Interessant is dat juist Apple hiermee tegen het uitgangspunt van Steve Jobs ingaat. Het lijkt mij dat wanneer je wilt verdienen aan het apparaat, je de mogelijkheid daarvoor content aan te bieden zo makkelijk mogelijk moet maken. Je loopt mogelijk (content) inkomsten mis, maar je stimuleert de acceptatie van het apparaat en zorgt ervoor dat het een succes kan worden. Even zo goed kan je ervoor kiezen het bedrijfsmodel te baseren op het aanbieden van content. Maak dan niet zelf een apparaat, maar sluit je aan bij bestaande initiatieven, zoals Roku bijvoorbeeld. Het is blijkbaar erg lastig van “twee walletjes te eten”. Misschien moet je daarom anderen ook iets gunnen.
Ik zou daarom de uitspraak van Steve Jobs graag willen aanvullen.

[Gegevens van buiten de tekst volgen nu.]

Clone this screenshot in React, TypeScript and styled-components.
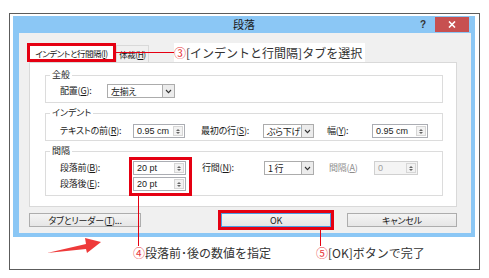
import styled, { createGlobalStyle, css } from 'styled-components';

const RED = '#e50012';

const GlobalStyle = createGlobalStyle`
  html, body {
    margin: 0;
    padding: 0;
    background: #fff;
  }
  body {
    font-family: "Noto Sans CJK JP", "Noto Sans", sans-serif;
    color: #1a1a1a;
  }
`;

const Page = styled.div`
  width: 489px;
  height: 278px;
  box-sizing: border-box;
  padding: 13px 0 0 9px;
  overflow: hidden;
`;

const Frame = styled.div`
  width: 471px;
  height: 257px;
  box-sizing: border-box;
  border: 1px solid #5c5c5c;
  padding: 2px 4px 0 3px;
  display: flex;
  flex-direction: column;
`;

// dialog window
const Window = styled.div`
  height: 221px;
  flex-shrink: 0;
  background: #8bc7f5;
  display: flex;
  flex-direction: column;
`;

const TitleBar = styled.div`
  height: 17px;
  display: grid;
  grid-template-columns: 1fr auto 1fr;
  align-items: center;
`;

const Title = styled.div`
  font-size: 11px;
  line-height: 17px;
  color: #1a1a1a;
`;

const TitleTools = styled.div`
  height: 100%;
  display: flex;
  justify-content: flex-end;
  align-items: flex-start;
  padding-right: 6px;
`;

const Help = styled.span`
  font: bold 10px "Liberation Sans", sans-serif;
  line-height: 10px;
  color: #333;
  margin: 4px 9px 0 0;
`;

const CloseButton = styled.div`
  width: 34px;
  height: 15px;
  margin-top: 1px;
  background: #c75050;
  display: flex;
  align-items: center;
  justify-content: center;
`;

const Body = styled.div`
  flex: 1;
  margin: 0 4px 4px 6px;
  background: #f0f0f0;
  padding: 10px 14px 6px 10px;
  display: flex;
  flex-direction: column;
`;

// tabs
const TabRow = styled.div`
  position: relative;
  height: 19px;
  margin-left: -2px;
  display: flex;
  align-items: flex-end;
`;

const Tab = styled.div<{ $w: number; $active?: boolean }>`
  box-sizing: border-box;
  width: ${(p) => p.$w}px;
  font-size: 8.5px;
  font-feature-settings: "palt";
  letter-spacing: -0.5px;
  white-space: nowrap;
  overflow: hidden;
  display: flex;
  align-items: center;
  justify-content: center;
  ${(p) =>
    p.$active
      ? css`
          height: 19px;
          border: 3px solid ${RED};
          background: #fff;
        `
      : css`
          height: 17px;
          border: 1px solid #d9d9d9;
          border-bottom: none;
          background: #f0f0f0;
        `}
`;

const Callout = styled.div`
  position: absolute;
  left: 89px;
  top: 0;
  height: 19px;
  display: flex;
  align-items: center;
  z-index: 1;
`;

const CalloutLine = styled.div`
  width: 58px;
  height: 1px;
  background: ${RED};
`;

const CalloutText = styled.div`
  font-size: 12px;
  line-height: 19px;
  color: #333;
  background: #fff;
  padding-right: 3px;
  white-space: nowrap;
`;

const Num = styled.span`
  color: #e8383d;
`;

const Key = styled.span`
  text-decoration: underline;
  text-underline-offset: 1px;
`;

// panel and groups
const Panel = styled.div`
  height: 145px;
  box-sizing: border-box;
  border: 1px solid #d9d9d9;
  background: #fff;
  padding: 6px 13px 0 15px;
  display: flex;
  flex-direction: column;
  gap: 4px;
`;

const Group = styled.fieldset<{ $pb: number }>`
  margin: 0;
  min-width: 0;
  border: 1px solid #dcdcdc;
  padding: 0 0 ${(p) => p.$pb}px 4px;
`;

const Legend = styled.legend`
  padding: 0 2px;
  font-size: 9px;
  line-height: 12px;
  font-feature-settings: "palt";
`;

const Row = styled.div<{ $mt: number }>`
  margin-top: ${(p) => p.$mt}px;
  padding-left: 10px;
  display: flex;
  align-items: flex-start;
`;

const Column = styled.div`
  display: flex;
  flex-direction: column;
  gap: 2px;
`;

const Label = styled.div<{ $w: number; $disabled?: boolean }>`
  width: ${(p) => p.$w}px;
  height: 14px;
  line-height: 14px;
  font-size: 9px;
  font-feature-settings: "palt";
  letter-spacing: -0.2px;
  white-space: nowrap;
  color: ${(p) => (p.$disabled ? '#8d8d8d' : '#1a1a1a')};
`;

const Gap = styled.div<{ $w: number }>`
  width: ${(p) => p.$w}px;
  flex-shrink: 0;
`;

// inputs
const SpinBox = styled.div<{ $w: number; $disabled?: boolean }>`
  box-sizing: border-box;
  width: ${(p) => p.$w}px;
  height: 14px;
  border: 1px solid ${(p) => (p.$disabled ? '#d0d0d0' : '#abadb3')};
  background: ${(p) => (p.$disabled ? '#f4f4f4' : '#fff')};
  color: ${(p) => (p.$disabled ? '#a0a0a0' : '#1a1a1a')};
  padding: 0 1px 0 3px;
  display: flex;
  align-items: center;
  justify-content: space-between;
  font: 9px "Liberation Sans", sans-serif;
`;

const SpinButton = styled.div`
  box-sizing: border-box;
  width: 10px;
  height: 10px;
  border: 1px solid #d6d6d6;
  background: #f2f2f2;
  display: flex;
  flex-direction: column;
  align-items: center;
  justify-content: center;
  gap: 1px;
`;

const Tri = styled.span<{ $down?: boolean }>`
  width: 0;
  height: 0;
  border-left: 2.5px solid transparent;
  border-right: 2.5px solid transparent;
  ${(p) => (p.$down ? 'border-top: 2.5px solid #666;' : 'border-bottom: 2.5px solid #666;')}
`;

const SelectBox = styled.div<{ $w: number }>`
  box-sizing: border-box;
  width: ${(p) => p.$w}px;
  height: 14px;
  border: 1px solid #acacac;
  background: #fff;
  padding-left: 3px;
  display: flex;
  align-items: center;
  justify-content: space-between;
  font-size: 9px;
  font-feature-settings: "palt";
  letter-spacing: -0.3px;
  white-space: nowrap;
  overflow: hidden;
`;

const SelectButton = styled.div`
  box-sizing: border-box;
  flex-shrink: 0;
  width: 12px;
  height: 12px;
  border-left: 1px solid #acacac;
  background: #ececec;
  display: flex;
  align-items: center;
  justify-content: center;
`;

// red highlight boxes with a line down to their note
const Highlight = styled.div<{ $lineX: number; $lineH: number }>`
  position: relative;
  border: 3px solid ${RED};
  &::after {
    content: '';
    position: absolute;
    left: ${(p) => p.$lineX}px;
    top: calc(100% + 3px);
    width: 1px;
    height: ${(p) => p.$lineH}px;
    background: ${RED};
  }
`;

const SpinHighlight = styled(Highlight)`
  padding: 1px 3px 2px 1px;
  margin: -4px -6px -5px -4px;
  display: flex;
  flex-direction: column;
  gap: 2px;
`;

const OkHighlight = styled(Highlight)`
  margin: -3px;
  margin-left: auto;
  display: flex;
`;

// buttons
const ButtonRow = styled.div`
  margin-top: 6px;
  height: 14px;
  display: flex;
  gap: 16px;
`;

const Button = styled.div<{ $w: number; $primary?: boolean }>`
  box-sizing: border-box;
  width: ${(p) => p.$w}px;
  height: 14px;
  border: 1px solid ${(p) => (p.$primary ? '#4c9be3' : '#adadad')};
  background: linear-gradient(#f4f4f4, #e6e6e6);
  font-size: 9px;
  font-feature-settings: "palt";
  letter-spacing: -0.2px;
  display: flex;
  align-items: center;
  justify-content: center;
  white-space: nowrap;
`;

const LeftButton = styled(Button)`
  margin-right: auto;
`;

// notes under the window
const Notes = styled.div`
  flex: 1;
  display: grid;
  grid-template-columns: 31px 60px 29px 183px auto;
  align-items: start;
`;

const Note = styled.div`
  padding-top: 8px;
  font-size: 12px;
  line-height: 16px;
  color: #333;
  white-space: nowrap;
`;

function Spinner({ w, value, disabled }: { w: number; value: string; disabled?: boolean }) {
  return (
    <SpinBox $w={w} $disabled={disabled}>
      <span>{value}</span>
      <SpinButton>
        <Tri />
        <Tri $down />
      </SpinButton>
    </SpinBox>
  );
}

function Dropdown({ w, value }: { w: number; value: string }) {
  return (
    <SelectBox $w={w}>
      <span>{value}</span>
      <SelectButton>
        <svg width="7" height="5" viewBox="0 0 7 5">
          <polyline points="1,1 3.5,3.6 6,1" fill="none" stroke="#333" strokeWidth="1.1" />
        </svg>
      </SelectButton>
    </SelectBox>
  );
}

export default function App() {
  return (
    <>
      <GlobalStyle />
      <Page>
        <Frame>
          <Window>
            <TitleBar>
              <span />
              <Title>段落</Title>
              <TitleTools>
                <Help>?</Help>
                <CloseButton>
                  <svg width="8" height="7" viewBox="0 0 8 7">
                    <path d="M1 0.5 L7 6.5 M7 0.5 L1 6.5" stroke="#fff" strokeWidth="1.6" />
                  </svg>
                </CloseButton>
              </TitleTools>
            </TitleBar>
            <Body>
              <TabRow>
                <Tab $w={89} $active>
                  インデントと行間隔(<Key>I</Key>)
                </Tab>
                <Tab $w={33}>
                  体裁(<Key>H</Key>)
                </Tab>
                <Callout>
                  <CalloutLine />
                  <CalloutText>
                    <Num>③</Num>[インデントと行間隔]タブを選択
                  </CalloutText>
                </Callout>
              </TabRow>
              <Panel>
                <Group $pb={4}>
                  <Legend>全般</Legend>
                  <Row $mt={3}>
                    <Label $w={47}>
                      配置(<Key>G</Key>):
                    </Label>
                    <Dropdown w={68} value="左揃え" />
                  </Row>
                </Group>
                <Group $pb={2}>
                  <Legend>インデント</Legend>
                  <Row $mt={5}>
                    <Label $w={73}>
                      テキストの前(<Key>R</Key>):
                    </Label>
                    <Spinner w={52} value="0.95 cm" />
                    <Gap $w={16} />
                    <Label $w={62}>
                      最初の行(<Key>S</Key>):
                    </Label>
                    <Dropdown w={51} value="ぶら下げ" />
                    <Gap $w={13} />
                    <Label $w={45}>
                      幅(<Key>Y</Key>):
                    </Label>
                    <Spinner w={56} value="0.95 cm" />
                  </Row>
                </Group>
                <Group $pb={4}>
                  <Legend>間隔</Legend>
                  <Row $mt={4}>
                    <Column>
                      <Label $w={73}>
                        段落前(<Key>B</Key>):
                      </Label>
                      <Label $w={73}>
                        段落後(<Key>E</Key>):
                      </Label>
                    </Column>
                    <SpinHighlight $lineX={6} $lineH={50}>
                      <Spinner w={53} value="20 pt" />
                      <Spinner w={53} value="20 pt" />
                    </SpinHighlight>
                    <Gap $w={16} />
                    <Label $w={62}>
                      行間(<Key>N</Key>):
                    </Label>
                    <Dropdown w={50} value="1 行" />
                    <Gap $w={15} />
                    <Label $w={45} $disabled>
                      間隔(<Key>A</Key>)
                    </Label>
                    <Spinner w={44} value="0" disabled />
                  </Row>
                </Group>
              </Panel>
              <ButtonRow>
                <LeftButton $w={112}>
                  タブとリーダー(<Key>T</Key>)...
                </LeftButton>
                <OkHighlight $lineX={99} $lineH={16}>
                  <Button $w={110} $primary>
                    OK
                  </Button>
                </OkHighlight>
                <Button $w={110}>キャンセル</Button>
              </ButtonRow>
            </Body>
          </Window>
          <Notes>
            <span />
            <svg width="60" height="22" viewBox="0 0 60 22">
              <polygon points="3,16 42,7 41,1 57,5 43,16 42,12" fill="#ee3a3a" />
            </svg>
            <span />
            <Note>
              <Num>④</Num>段落前･後の数値を指定
            </Note>
            <Note>
              <Num>⑤</Num>[OK]ボタンで完了
            </Note>
          </Notes>
        </Frame>
      </Page>
    </>
  );
}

Kannibaliseer jezelf én gun anderen een “deel van de koek”. Hiermee blijf je zelf “in het spel” wordt “het spel” waarschijnlijk groter (anderen kunnen ook meedoen en verdienen) en profiteer je daarmee van de initiatieven van anderen.
Ter verdediging van Apple moet ik zeggen dat ze dit overigens met hun AppStore wel te doen. Hiervan wordt regelmatig gemeld hoeveel van de omzet naar de developers is gegaan. Toch is er ook hier een strenge controle op welke applicaties in de app store mogen komen.
Uit de voorbeelden die ik in de markt zie, lijkt de “aanval wel eens de beste verdediging” te zijn. Je loopt risico als je met jezelf concurreert, maar je hebt er in ieder geval invloed op. Ruimte voor anderen kan ook bijdragen aan het eigen succes. We gaan meer en meer naar een wereld waarin “delen” de norm wordt. Ik kende ooit iemand die leefde volgens de overtuiging. “Wie deelt heeft meer”.